Definition of a Rock: 

  • Naturally occurring aggregate of minerals

Never, ever confuse rocks and minerals! minerals are to rocks as letters are to words.

Naturally Occurring

  • true minerals grow in nature, not in factories 

  • only naturally occurring inorganic solids are minerals

  • chemists can manufacture materials that have characteristics virtually identical to those of real minerals

  • Such materials can be referred to as synthetic minerals

  • Synthetic products are not minerals!

(generally) Inorganic

  • distinction between inorganic and organic compounds not always clear

  • living (organic) vs nonliving (inorganic) 

  • biogenic CaCO3 becomes problematic…

  • carbon (organic) vs no carbon (inorganic

  • calcite, graphite, diamond, etc. become problematic…

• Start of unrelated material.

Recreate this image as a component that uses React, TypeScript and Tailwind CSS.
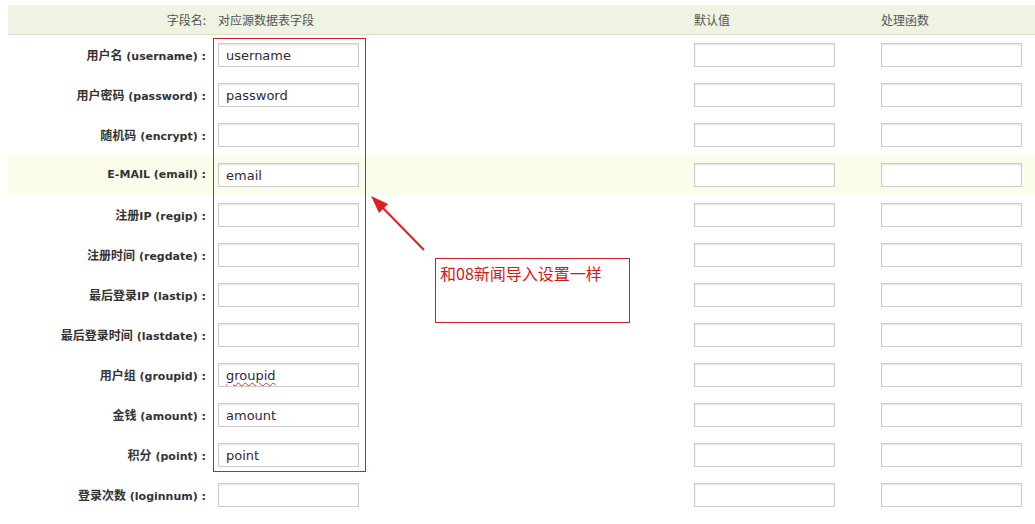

  • define an organic compound as one containing both carbon and hydrogen

  • Coal (not a mineral)

Solid

  • A mineral, like any matter in the solid state, can maintain its shape indefinitely, so it will not conform to the shape of its container

  • Minerals cannot be liquids (such as oil or water) or gases (such as air) 

  • Liquid mercury is not a mineral (because it’s a liquid!)

Crystalline Material: Specific, Orderly Crystalline Structure

  • In a crystalline material, the atoms reside in an orderly, fixed pattern, locked in place by chemical bonds

  • The three-dimensional geometric arrangement of atoms or ions that defines that pattern is called a crystal (crystalline) structure

  • Minerals have a specific, orderly crystalline structure 

  • René-Just Haüy (1743-1822) 

  • Opal is a mineraloid (not a mineral!) because although it has all of the other properties of a mineral, it does not have a specific, orderly crystalline structure

  • crystalline structure of a mineral controls its physical properties 

  • diamond and graphite are minerals

  • diamond and graphite have the same chemical composition [(carbon (C)], but the carbon atoms form different crystalline structures 

Definite Chemical Composition 

  • minerals have a specific (definite) chemical formula or composition

  • Can be expressed by a specific chemical formula

  • Quartz is SiO2 …always 

  • Calcite is CaCO3… always

  • Halite is NaCl… always

How do minerals form? 

  • New mineral crystals can form in several ways: 

  1.  Solidification (freezing) of a melt

  2. Precipitation from aqueous solution (water)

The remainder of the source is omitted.